Quelques jours avant la fermeture du journal, je m’étais rendue à la mosquée de Kufa pour écouter al Sadr pendant la prière du vendredi. Une de ses diatribes vilipendait la constitution intérimaire de Bremer, qualifiée de "texte injuste et terroriste". Le message du prêche était clair : qu’importait que le Grand Ayatollah Ali al Sistani eût approuvé la constitution, al Sadr et ses partisans étaient déterminés à la combattre. Et en cas de succès, ils saboteraient le plan minutieux mis sur pied par les "neocons", par lequel ils chargeaient le futur gouvernement de transformer en lois leur "liste de vœux". En fermant le journal [al Hawza], Bremer répondait clairement à al Sadr : il ne négocierait pas avec ce jeune parvenu ; il le sortirait plutôt par la force. [...]

"Y a-t-il une classe business dans l’avion ?"
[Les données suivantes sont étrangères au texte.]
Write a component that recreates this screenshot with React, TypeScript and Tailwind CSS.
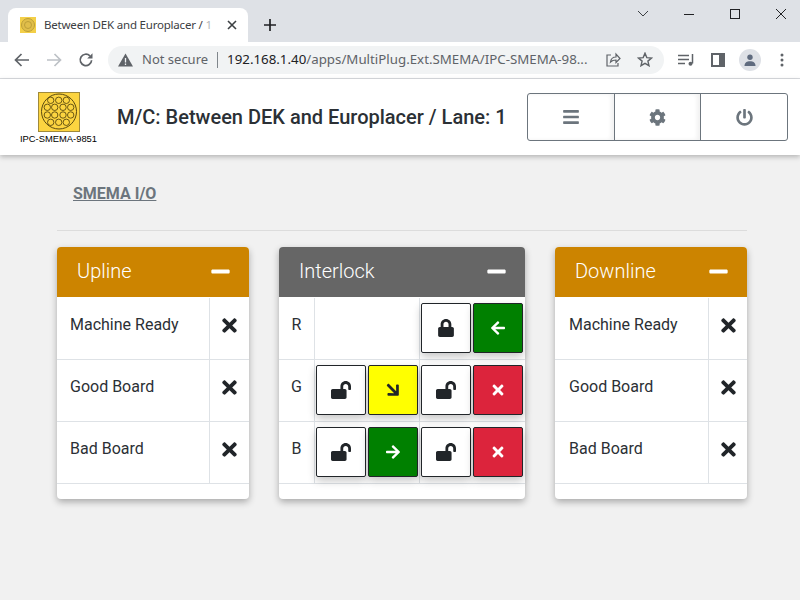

Le jour de mon départ de Bagdad fut le pire d’entre tous. Fallujah était assiégée et le général Kimmitt brandissait la menace de "destruction de l’armée d’al Mahdi". 2000 Irakiens furent tués dans cette double campagne. On me déposa à un poste de contrôle situé à plusieurs [kilomètres] de l’aéroport, puis je grimpai dans un bus bondé d’entrepreneurs munis de leurs bagages bouclés à la hâte. Personne ne l’appelait par son nom, mais c’était bel et bien une évacuation : dans la semaine qui suivit, 1500 entrepreneurs quittèrent l’Irak, et des gouvernements débutèrent les opérations de rapatriement de leurs ressortissants. Dans le bus, personne ne parlait. Nous écoutions les coups de mortiers, tendant le nez pour apercevoir leur rougeoiement. Un type portant un attaché-case KPMG tenta de détendre l’atmosphère. "Y a-t-il une classe business sur ce vol ?", lança-t-il aux passagers silencieux. L’un d’entre eux, assis à l’arrière, répondit : "Pas encore"...

...Effectivement, la mise en place d’une classe business n’était pas pour tout de suite. En atterrissant à Amman [en Jordanie], nous réalisâmes l’avoir échappé belle. Ce matin-là, trois civils japonais avaient été kidnappés. Et leurs ravisseurs menaçaient de les brûler vifs. Deux jours plus tard, c’est Nicholas Berg qui manquait à l’appel. Personne ne le revit jusqu’à ce que surgisse le snuff movie de sa décapitation, un message encore plus terrifiant pour les entrepreneurs américains que les images des corps carbonisés retrouvés dans les rues de Fallujah. Ainsi débuta une vague de rapts et d’assassinats d’étrangers de divers horizons - Corée du Sud, Italie, Chine, Népal, Pakistan, Philippines, Turquie -, des hommes d’affaires pour la plupart d’entre eux. A la fin juin, les chiffres faisaient état de la mort de plus de 90 entrepreneurs en Irak. Quand sept entrepreneurs turcs furent kidnappés, toujours en juin, leurs ravisseurs exigèrent de leur entreprise qu’elle "annule tous les contrats et retire tous ses employés d’Irak". De nombreuses compagnies d’assurances cessèrent de couvrir la vie des entrepreneurs et d’autres facturèrent des primes de risque, jusqu’à 10000 dollars par semaine pour un dirigeant occidental ordinaire. On dit que des insurgés payaient le même prix pour la tête d’Américains.

10 - PENURIE D’HOMMES D’AFFAIRES

De leur côté, les organisateurs du DBX, la foire aux expositions historique du pays, décidèrent d’aller s’installer à Diyarbakir, charmante petite station balnéaire située en Turquie, à "250 kilomètres de la frontière irakienne, à peine." Un paysage irakien, mais sans Irakiens pour vous inquiéter. Trois semaines plus tard, lors d’une conférence sur le thème "Investir en Irak" organisée à la Chambre de commerce de Lansing, dans le Michigan, quinze participants à peine étaient réunis. Principal invité de l’événement, le parlementaire républicain Mike Rogers tentait de rassurer une audience sceptique, expliquant : "L’Irak n’a rien de très différent de n’importe quelle banlieue encore en friche ici en Amérique." Mais les investisseurs étrangers à qui l’on a promis tous les marchés vierges dont ils pouvaient rêver ne sont pas convaincus et ne donnent toujours pas signe de vie.